Enterprise Service Oriented Architecture (ESOA) is a business-driven software architecture pioneered by SAP® that can serve as a blueprint for an adaptable, flexible, and open IT architecture for developing services-based, enterprise-scale business solutions and can provide increased adaptability, flexibility, openness, and cost-efficiency to end users. Service Oriented Architecture (SOA) is an available computer architecture used by information technology professionals to develop business applications. An SOA can be used to define a set of global service modules that can be distributed over a network and used to give business applications functionality. Examples of service modules might include a log-in service, a reservation service, a data retrieval service, and so on. By linking a series of these services, an application designer can create new applications without the need for redundant programming. For example, when developing a reservation application for a hotel, a designer may define the way in which the already-programmed service modules, e.g., log-in module, a reservation module, a scheduling module, interact with one another.
As software solutions become more complex, the number of software applications and modules used in an application may also increase, and there may be many dependencies between the different applications and the modules used by each application. Different portions of the software may need to convey data to or retrieve data from other portions, and while much of this data may be similar, much of the data may be stored in different locations and formats and accessed in different ways. For example, each software application may use a different interface to transfer data from and to other applications, leading to a complex architecture that is difficult to manage.

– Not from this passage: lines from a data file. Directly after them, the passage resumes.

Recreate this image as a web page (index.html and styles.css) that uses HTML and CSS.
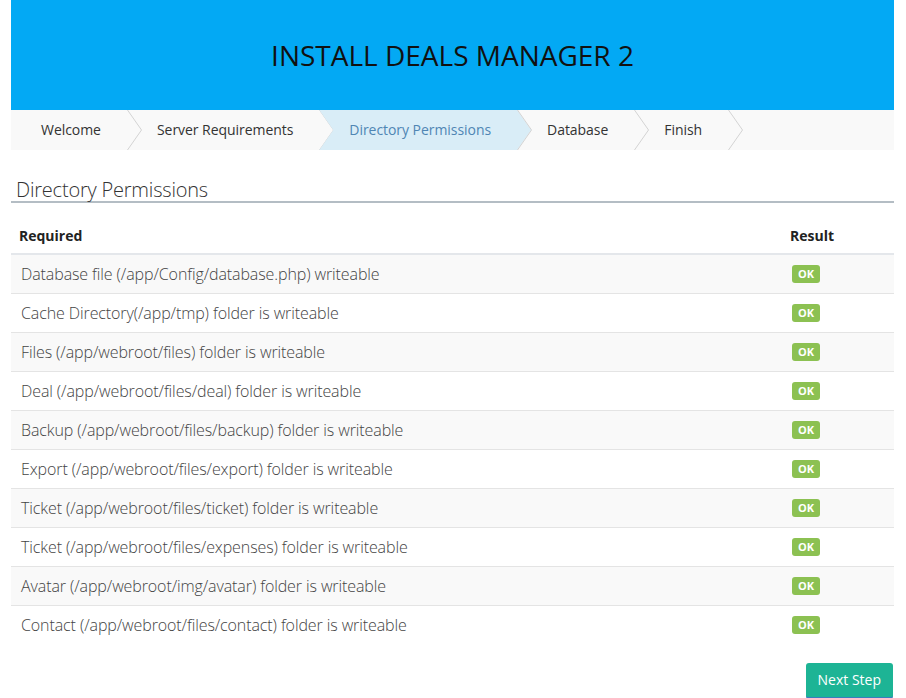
FILE: index.html
```html
<!DOCTYPE html>
<html>
<head>
<meta charset="utf-8">
<title>Install Deals Manager 2</title>
<link rel="stylesheet" href="styles.css">
</head>
<body>
<div class="page">
  <header class="banner">
    <h1 class="banner-title">INSTALL DEALS MANAGER 2</h1>
  </header>
  <ul class="steps">
    <li class="step">Welcome<svg class="chev" width="15" height="40" viewBox="0 0 15 40"><polyline points="0.5,0 14.5,20 0.5,40" fill="none" stroke="#d3d3d3" stroke-width="1"/></svg></li>
    <li class="step">Server Requirements<svg class="chev" width="15" height="40" viewBox="0 0 15 40"><polyline points="0.5,0 14.5,20 0.5,40" fill="none" stroke="#d3d3d3" stroke-width="1"/></svg></li>
    <li class="step step-active">Directory Permissions<svg class="chev" width="15" height="40" viewBox="0 0 15 40"><polyline points="0.5,0 14.5,20 0.5,40" fill="none" stroke="#d3d3d3" stroke-width="1"/></svg></li>
    <li class="step">Database<svg class="chev" width="15" height="40" viewBox="0 0 15 40"><polyline points="0.5,0 14.5,20 0.5,40" fill="none" stroke="#d3d3d3" stroke-width="1"/></svg></li>
    <li class="step">Finish<svg class="chev" width="15" height="40" viewBox="0 0 15 40"><polyline points="0.5,0 14.5,20 0.5,40" fill="none" stroke="#d3d3d3" stroke-width="1"/></svg></li>
  </ul>
  <h2 class="section-title">Directory Permissions</h2>
  <table class="perm-table">
    <thead>
      <tr><th class="col-req">Required</th><th class="col-res">Result</th></tr>
    </thead>
    <tbody>
      <tr><td>Database file (/app/Config/database.php) writeable</td><td class="res"><span class="ok">OK</span></td></tr>
      <tr><td>Cache Directory(/app/tmp) folder is writeable</td><td class="res"><span class="ok">OK</span></td></tr>
      <tr><td>Files (/app/webroot/files) folder is writeable</td><td class="res"><span class="ok">OK</span></td></tr>
      <tr><td>Deal (/app/webroot/files/deal) folder is writeable</td><td class="res"><span class="ok">OK</span></td></tr>
      <tr><td>Backup (/app/webroot/files/backup) folder is writeable</td><td class="res"><span class="ok">OK</span></td></tr>
      <tr><td>Export (/app/webroot/files/export) folder is writeable</td><td class="res"><span class="ok">OK</span></td></tr>
      <tr><td>Ticket (/app/webroot/files/ticket) folder is writeable</td><td class="res"><span class="ok">OK</span></td></tr>
      <tr><td>Ticket (/app/webroot/files/expenses) folder is writeable</td><td class="res"><span class="ok">OK</span></td></tr>
      <tr><td>Avatar (/app/webroot/img/avatar) folder is writeable</td><td class="res"><span class="ok">OK</span></td></tr>
      <tr><td>Contact (/app/webroot/files/contact) folder is writeable</td><td class="res"><span class="ok">OK</span></td></tr>
    </tbody>
  </table>
  <div class="actions">
    <button class="btn-next" type="button">Next Step</button>
  </div>
</div>
</body>
</html>
```

FILE: styles.css
```css
* { box-sizing: border-box; }
html, body { margin: 0; padding: 0; background: #fff; }
body {
  font-family: "Open Sans", "Liberation Sans", sans-serif;
  color: #333;
  font-size: 14px;
}
.page {
  margin: 0 12px 0 11px;
}
.banner {
  background: #03a9f4;
  height: 110px;
  display: flex;
  align-items: center;
  justify-content: center;
}
.banner-title {
  margin: 0;
  font-size: 28px;
  font-weight: 400;
  color: #111;
}
.steps {
  list-style: none;
  margin: 0;
  padding: 0;
  height: 40px;
  background: #f9f9f9;
  display: flex;
}
.step {
  position: relative;
  z-index: 0;
  height: 40px;
  line-height: 40px;
  padding: 0 26px 0 30px;
  color: #333;
  white-space: nowrap;
  letter-spacing: -0.05px;
}
.step-active { color: #4f86b4; }
.step-active::before {
  content: "";
  position: absolute;
  top: 0; bottom: 0; left: 0; right: -14px;
  background: #d9edf7;
  clip-path: polygon(0 0, calc(100% - 14px) 0, 100% 50%, calc(100% - 14px) 100%, 0 100%, 14px 50%);
  z-index: -1;
}
.step > .chev {
  position: absolute;
  top: 0;
  right: -15px;
  z-index: 2;
}
.section-title {
  margin: 29px 0 15px;
  padding-left: 5px;
  font-size: 20px;
  font-weight: 300;
  line-height: 22px;
  letter-spacing: -0.2px;
  color: #333;
  border-bottom: 2px solid #b4bdc4;
}
.perm-table {
  width: 100%;
  border-collapse: collapse;
}
.perm-table th {
  text-align: left;
  font-weight: 700;
  font-size: 14px;
  line-height: 20px;
  padding: 8px 8px 7px;
  border-bottom: 2px solid #e4e7eb;
  color: #222;
}
.perm-table .col-res { width: 112px; }
.perm-table td {
  font-size: 16px;
  font-weight: 300;
  line-height: 20px;
  height: 39px;
  padding: 9px 10px;
  border-top: 1px solid #e4e4e4;
  color: #444;
  letter-spacing: -0.1px;
}
.perm-table tbody tr:first-child td { border-top: 0; height: 38px; }
.perm-table tbody tr:nth-child(odd) td { background: #f9f9f9; }
.perm-table td.res { padding-left: 10px; }
.ok {
  display: inline-block;
  vertical-align: top;
  margin-top: 1px;
  background: #8cc152;
  color: #fff;
  font-size: 11px;
  font-weight: 700;
  line-height: 12px;
  padding: 3px 6px 3px;
  border-radius: 3px;
  letter-spacing: 0;
}
.actions {
  display: flex;
  justify-content: flex-end;
  margin-top: 18px;
}
.btn-next {
  font-family: "Open Sans", "Liberation Sans", sans-serif;
  font-size: 14px;
  color: #fff;
  background: #1db495;
  border: 0;
  border-bottom: 2px solid #3a7dc0;
  border-radius: 3px;
  padding: 7px 12px 7px;
  line-height: 20px;
  margin-right: 1px;
}
```
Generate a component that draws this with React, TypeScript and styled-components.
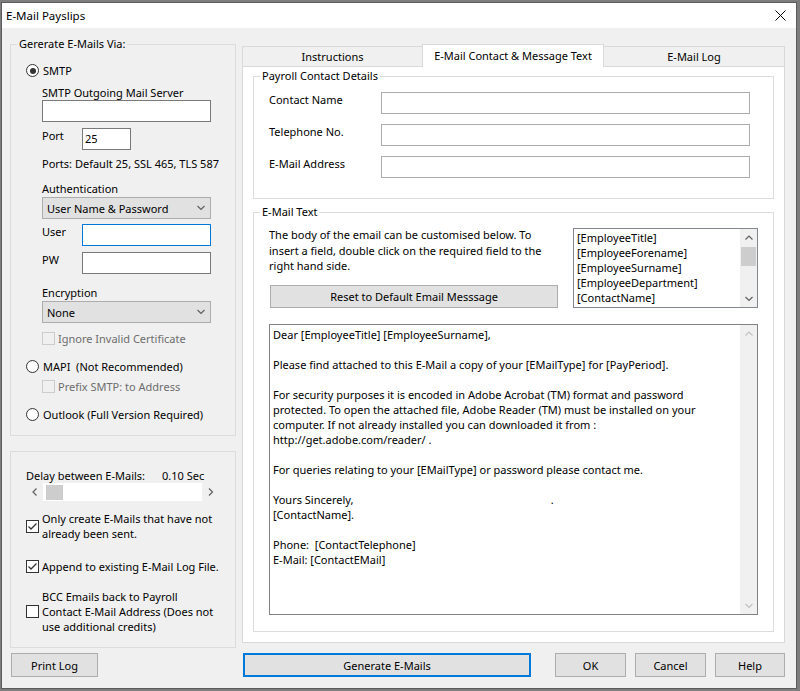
import React from 'react';
import styled, { createGlobalStyle, css } from 'styled-components';

const GlobalStyle = createGlobalStyle`
  *, *::before, *::after { box-sizing: border-box; }
  html, body { margin: 0; padding: 0; }
  body {
    background: #7d7d7d;
    font-family: 'Noto Sans', 'Segoe UI', sans-serif;
    font-size: 11px;
    color: #000;
  }
  #root { padding: 2px 0 0 1px; }
`;

const Window = styled.div`
  width: 796px;
  height: 687px;
  border: 1px solid #5c5c5c;
  background: #f0f0f0;
  display: flex;
  flex-direction: column;
`;

const TitleBar = styled.div`
  flex: none;
  height: 25px;
  background: #fff;
  display: flex;
  align-items: center;
  justify-content: space-between;
  padding: 0 10px 0 4px;
  font-size: 11.5px;
`;

const Client = styled.div`
  flex: 1;
  display: flex;
  flex-direction: column;
  padding: 0 11px 11px 8px;
`;

const MainRow = styled.div`
  height: 615px;
  display: flex;
  gap: 6px;
`;

const LeftCol = styled.div`
  width: 226px;
  display: flex;
  flex-direction: column;
  padding-top: 8px;
`;

const RightCol = styled.div`
  width: 543px;
  display: flex;
  flex-direction: column;
  padding-top: 16px;
`;

const Footer = styled.div`
  display: flex;
  padding-top: 10px;
`;

const Group = styled.fieldset<{ $grow?: boolean; $mt?: number; $pad?: string }>`
  margin: ${p => p.$mt ?? 0}px 0 0;
  min-width: 0;
  border: 1px solid #dcdcdc;
  padding: ${p => p.$pad ?? '0 15px 13px'};
  display: flex;
  flex-direction: column;
  ${p => p.$grow && 'flex: 1;'}
`;

const GroupTitle = styled.legend`
  padding: 0 2px;
  margin-left: -9px;
  height: 16px;
  line-height: 16px;
`;

const Text = styled.div<{ $mt?: number }>`
  margin-top: ${p => p.$mt ?? 0}px;
  line-height: 15px;
  height: 15px;
  white-space: nowrap;
`;

const Indent = styled.div`
  display: flex;
  flex-direction: column;
  padding-left: 16px;
`;

const TextBox = styled.div<{ $w: number; $focus?: boolean; $light?: boolean }>`
  width: ${p => p.$w}px;
  height: 22px;
  flex: none;
  background: #fff;
  border: 1px solid ${p => (p.$focus ? '#0078d7' : p.$light ? '#acacac' : '#7a7a7a')};
  padding: 0 2px;
  line-height: 20px;
`;

const InputRow = styled.div<{ $mt?: number; $label: number }>`
  margin-top: ${p => p.$mt ?? 0}px;
  display: grid;
  grid-template-columns: ${p => p.$label}px auto;
  align-items: start;
  line-height: 15px;
`;

const ComboBox = styled.div<{ $mt?: number }>`
  margin-top: ${p => p.$mt ?? 0}px;
  width: 169px;
  height: 22px;
  background: #e1e1e1;
  border: 1px solid #adadad;
  display: flex;
  align-items: center;
  justify-content: space-between;
  padding: 0 5px 0 4px;
`;

const OptionRow = styled.div<{ $mt?: number; $gap: number }>`
  margin-top: ${p => p.$mt ?? 0}px;
  display: flex;
  align-items: center;
  gap: ${p => p.$gap}px;
  line-height: 15px;
  white-space: pre;
`;

const DelayLabel = styled.span`
  width: 136px;
`;

const OptionText = styled.span<{ $disabled?: boolean }>`
  line-height: 15px;
  white-space: pre;
  color: ${p => (p.$disabled ? '#6d6d6d' : '#000')};
`;

const RadioMark = styled.span<{ $on?: boolean }>`
  flex: none;
  width: 13px;
  height: 13px;
  border-radius: 50%;
  border: 1px solid #333;
  background: #fff;
  display: flex;
  align-items: center;
  justify-content: center;
  &::after {
    content: '';
    width: 6px;
    height: 6px;
    border-radius: 50%;
    background: ${p => (p.$on ? '#333' : 'transparent')};
  }
`;

const CheckMark = styled.span<{ $disabled?: boolean }>`
  flex: none;
  width: 13px;
  height: 13px;
  border: 1px solid ${p => (p.$disabled ? '#cccccc' : '#333')};
  background: ${p => (p.$disabled ? 'transparent' : '#fff')};
  display: flex;
  align-items: center;
  justify-content: center;
`;

const HScroll = styled.div`
  width: 193px;
  height: 18px;
  display: flex;
  background: #f0f0f0;
`;

const ScrollArrow = styled.div`
  flex: none;
  width: 17px;
  height: 17px;
  display: flex;
  align-items: center;
  justify-content: center;
`;

const HTrack = styled.div`
  flex: 1;
  background: #fff;
  display: flex;
  align-items: center;
`;

const HThumb = styled.div`
  margin-left: 3px;
  width: 17px;
  height: 15px;
  background: #cdcdcd;
`;

const VScroll = styled.div`
  flex: none;
  width: 17px;
  background: #f0f0f0;
  display: flex;
  flex-direction: column;
`;

const VTrack = styled.div`
  flex: 1;
  display: flex;
  flex-direction: column;
`;

const VThumb = styled.div`
  margin: 1px 1px 0;
  height: 19px;
  background: #cdcdcd;
`;

const Button = styled.button<{ $w: number; $ml?: number; $h?: number; $primary?: boolean }>`
  width: ${p => p.$w}px;
  height: ${p => p.$h ?? 24}px;
  margin: 0 0 0 ${p => p.$ml ?? 0}px;
  padding: 0;
  background: #e1e1e1;
  border: 1px solid #adadad;
  font: inherit;
  color: #000;
  ${p =>
    p.$primary &&
    css`
      border: 2px solid #0078d7;
    `}
`;

const Tabs = styled.div`
  height: 22px;
  display: flex;
  align-items: flex-end;
`;

const Tab = styled.div<{ $w: number; $active?: boolean; $side: 'left' | 'right' | 'none' }>`
  width: ${p => p.$w}px;
  height: 20px;
  background: #f0f0f0;
  border: 1px solid #d9d9d9;
  border-bottom: none;
  ${p => p.$side === 'left' && 'border-left: none;'}
  ${p => p.$side === 'right' && 'border-right: none;'}
  display: flex;
  align-items: center;
  justify-content: center;
  white-space: nowrap;
  ${p =>
    p.$active &&
    css`
      position: relative;
      z-index: 1;
      height: 23px;
      margin-bottom: -1px;
      padding-bottom: 2px;
      background: #fff;
    `}
`;

const TabPanel = styled.div`
  flex: 1;
  display: flex;
  flex-direction: column;
  background: #fff;
  border: 1px solid #d9d9d9;
  padding: 1px 10px 10px;
`;

const ContactRows = styled.div`
  margin-top: 8px;
  display: flex;
  flex-direction: column;
  gap: 10px;
`;

const TopRow = styled.div`
  margin-top: 8px;
  height: 80px;
  display: flex;
  justify-content: space-between;
`;

const Intro = styled.div`
  width: 289px;
  display: flex;
  flex-direction: column;
  justify-content: space-between;
`;

const IntroText = styled.div`
  margin-top: -1px;
  line-height: 15.5px;
  white-space: nowrap;
`;

const ListBox = styled.div`
  width: 185px;
  height: 80px;
  border: 1px solid #828790;
  display: flex;
  background: #fff;
`;

const ListItems = styled.div`
  flex: 1;
  padding: 1px 0 0 3px;
  line-height: 15px;
  overflow: hidden;
  white-space: nowrap;
`;

const MessageBox = styled.div`
  margin-top: 16px;
  width: 489px;
  height: 291px;
  border: 1px solid #828282;
  display: flex;
  background: #fff;
`;

const MessageText = styled.div`
  flex: 1;
  padding: 2px 0 0 3px;
  line-height: 15px;
  white-space: pre;
  overflow: hidden;
`;

const Chevron = ({ dir, color = '#606060' }: { dir: 'up' | 'down' | 'left' | 'right'; color?: string }) => {
  const pts = {
    up: '0.5,4.5 4,1 7.5,4.5',
    down: '0.5,1 4,4.5 7.5,1',
    left: '4.5,0.5 1,4 4.5,7.5',
    right: '1,0.5 4.5,4 1,7.5',
  }[dir];
  const vertical = dir === 'up' || dir === 'down';
  return (
    <svg width={vertical ? 8 : 6} height={vertical ? 6 : 8}>
      <polyline points={pts} fill="none" stroke={color} strokeWidth="1.2" />
    </svg>
  );
};

const Tick = () => (
  <svg width="11" height="11" viewBox="0 0 11 11">
    <polyline points="1.5,5.5 4,8 9.5,2.5" fill="none" stroke="#333" strokeWidth="1.3" />
  </svg>
);

const Radio = ({ on, label, mt }: { on?: boolean; label: string; mt: number }) => (
  <OptionRow $mt={mt} $gap={4}>
    <RadioMark $on={on} />
    <OptionText>{label}</OptionText>
  </OptionRow>
);

const Check = ({
  checked,
  disabled,
  mt,
  children,
}: {
  checked?: boolean;
  disabled?: boolean;
  mt: number;
  children: React.ReactNode;
}) => (
  <OptionRow $mt={mt} $gap={3}>
    <CheckMark $disabled={disabled}>{checked && <Tick />}</CheckMark>
    <OptionText $disabled={disabled}>{children}</OptionText>
  </OptionRow>
);

const mergeFields = [
  '[EmployeeTitle]',
  '[EmployeeForename]',
  '[EmployeeSurname]',
  '[EmployeeDepartment]',
  '[ContactName]',
];

const message = [
  'Dear [EmployeeTitle] [EmployeeSurname],',
  '',
  'Please find attached to this E-Mail a copy of your [EMailType] for [PayPeriod].',
  '',
  'For security purposes it is encoded in Adobe Acrobat (TM) format and password',
  'protected. To open the attached file, Adobe Reader (TM) must be installed on your',
  'computer. If not already installed you can downloaded it from :',
  'http://get.adobe.com/reader/ .',
  '',
  'For queries relating to your [EMailType] or password please contact me.',
  '',
  'Yours Sincerely,' + ' '.repeat(69) + '.',
  '[ContactName].',
  '',
  'Phone:  [ContactTelephone]',
  'E-Mail: [ContactEMail]',
];

const App = () => (
  <>
    <GlobalStyle />
    <Window>
      <TitleBar>
        <span>E-Mail Payslips</span>
        <svg width="11" height="11" viewBox="0 0 11 11">
          <path d="M0.5 0.5 L10.5 10.5 M10.5 0.5 L0.5 10.5" stroke="#000" strokeWidth="1" />
        </svg>
      </TitleBar>
      <Client>
        <MainRow>
          <LeftCol>
            <Group>
              <GroupTitle>Gererate E-Mails Via:</GroupTitle>
              <Radio on label="SMTP" mt={11} />
              <Indent>
                <Text $mt={7}>SMTP Outgoing Mail Server</Text>
                <TextBox $w={169} />
                <InputRow $mt={6} $label={40}>
                  <span>Port</span>
                  <TextBox $w={49}>25</TextBox>
                </InputRow>
                <Text $mt={6}>Ports: Default 25, SSL 465, TLS 587</Text>
                <Text $mt={10}>Authentication</Text>
                <ComboBox $mt={1}>
                  <span>User Name &amp; Password</span>
                  <Chevron dir="down" />
                </ComboBox>
                <InputRow $mt={5} $label={40}>
                  <span>User</span>
                  <TextBox $w={129} $focus />
                </InputRow>
                <InputRow $mt={6} $label={40}>
                  <span>PW</span>
                  <TextBox $w={129} />
                </InputRow>
                <Text $mt={11}>Encryption</Text>
                <ComboBox $mt={1}>
                  <span>None</span>
                  <Chevron dir="down" />
                </ComboBox>
                <Check disabled mt={8}>Ignore Invalid Certificate</Check>
              </Indent>
              <Radio label="MAPI  (Not Recommended)" mt={13} />
              <Indent>
                <Check disabled mt={5}>Prefix SMTP: to Address</Check>
              </Indent>
              <Radio label="Outlook (Full Version Required)" mt={13} />
            </Group>

            <Group $grow $mt={15}>
              <OptionRow $mt={16} $gap={0}>
                <DelayLabel>Delay between E-Mails:</DelayLabel>
                <span>0.10 Sec</span>
              </OptionRow>
              <HScroll>
                <ScrollArrow>
                  <Chevron dir="left" />
                </ScrollArrow>
                <HTrack>
                  <HThumb />
                </HTrack>
                <ScrollArrow>
                  <Chevron dir="right" />
                </ScrollArrow>
              </HScroll>
              <Check checked mt={10}>
                {'Only create E-Mails that have not\nalready been sent.'}
              </Check>
              <Check checked mt={18}>Append to existing E-Mail Log File.</Check>
              <Check mt={15}>
                {'BCC Emails back to Payroll\nContact E-Mail Address (Does not\nuse additional credits)'}
              </Check>
            </Group>
          </LeftCol>

          <RightCol>
            <Tabs>
              <Tab $w={180} $side="right">Instructions</Tab>
              <Tab $w={182} $side="none" $active>E-Mail Contact &amp; Message Text</Tab>
              <Tab $w={181} $side="left">E-Mail Log</Tab>
            </Tabs>
            <TabPanel>
              <Group $pad="0 15px 20px">
                <GroupTitle>Payroll Contact Details</GroupTitle>
                <ContactRows>
                  <InputRow $label={112}>
                    <span>Contact Name</span>
                    <TextBox $w={369} $light />
                  </InputRow>
                  <InputRow $label={112}>
                    <span>Telephone No.</span>
                    <TextBox $w={369} $light />
                  </InputRow>
                  <InputRow $label={112}>
                    <span>E-Mail Address</span>
                    <TextBox $w={369} $light />
                  </InputRow>
                </ContactRows>
              </Group>

              <Group $grow $mt={5} $pad="0 15px">
                <GroupTitle>E-Mail Text</GroupTitle>
                <TopRow>
                  <Intro>
                    <IntroText>
                      The body of the email can be customised below. To
                      <br />
                      insert a field, double click on the required field to the
                      <br />
                      right hand side.
                    </IntroText>
                    <Button $w={288} $ml={1} $h={23}>Reset to Default Email Messsage</Button>
                  </Intro>
                  <ListBox>
                    <ListItems>
                      {mergeFields.map(f => (
                        <div key={f}>{f}</div>
                      ))}
                    </ListItems>
                    <VScroll>
                      <ScrollArrow>
                        <Chevron dir="up" />
                      </ScrollArrow>
                      <VTrack>
                        <VThumb />
                      </VTrack>
                      <ScrollArrow>
                        <Chevron dir="down" />
                      </ScrollArrow>
                    </VScroll>
                  </ListBox>
                </TopRow>
                <MessageBox>
                  <MessageText>
                    {message.map((line, i) => (
                      <div key={i}>{line || ' '}</div>
                    ))}
                  </MessageText>
                  <VScroll>
                    <ScrollArrow>
                      <Chevron dir="up" color="#c2c2c2" />
                    </ScrollArrow>
                    <VTrack />
                    <ScrollArrow>
                      <Chevron dir="down" color="#c2c2c2" />
                    </ScrollArrow>
                  </VScroll>
                </MessageBox>
              </Group>
            </TabPanel>
          </RightCol>
        </MainRow>

        <Footer>
          <Button $w={87} $ml={1}>Print Log</Button>
          <Button $w={288} $ml={145} $primary>Generate E-Mails</Button>
          <Button $w={71} $ml={24}>OK</Button>
          <Button $w={71} $ml={9}>Cancel</Button>
          <Button $w={70} $ml={9}>Help</Button>
        </Footer>
      </Client>
    </Window>
  </>
);

export default App;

Developing reporting applications can be complicated, for example, because the data needed to generate the report might be located in multiple, disparate locations, including on third-party hosts. Some of the data used might be static data residing in a data warehouse. For example, budget data from past fiscal years can be accessed directly from a data warehouse because the data does not change once entered. Other types of data needed to generate a report, however, might not be suitable for storage in a business warehouse database because it is constantly being changed. For example, the percentage of a budget consumed is the function of a budget-to-date value and a total-budget value, and because the budget-to-date value is constantly changing with time, so is the percentage of budget consumed. Therefore, the percentage of budget consumed is operational information that needs to be obtained by a business process rather than a database.
Operational data can frequently be the product of many business processes and calculations involving such can often be quite complex. Because of this complexity, it is undesirable to have individual applications recalculate operational data when it is needed. Accordingly, a need exists to provide a system which allows for the retrieval and use of operational data from one application by another application in an enterprise system.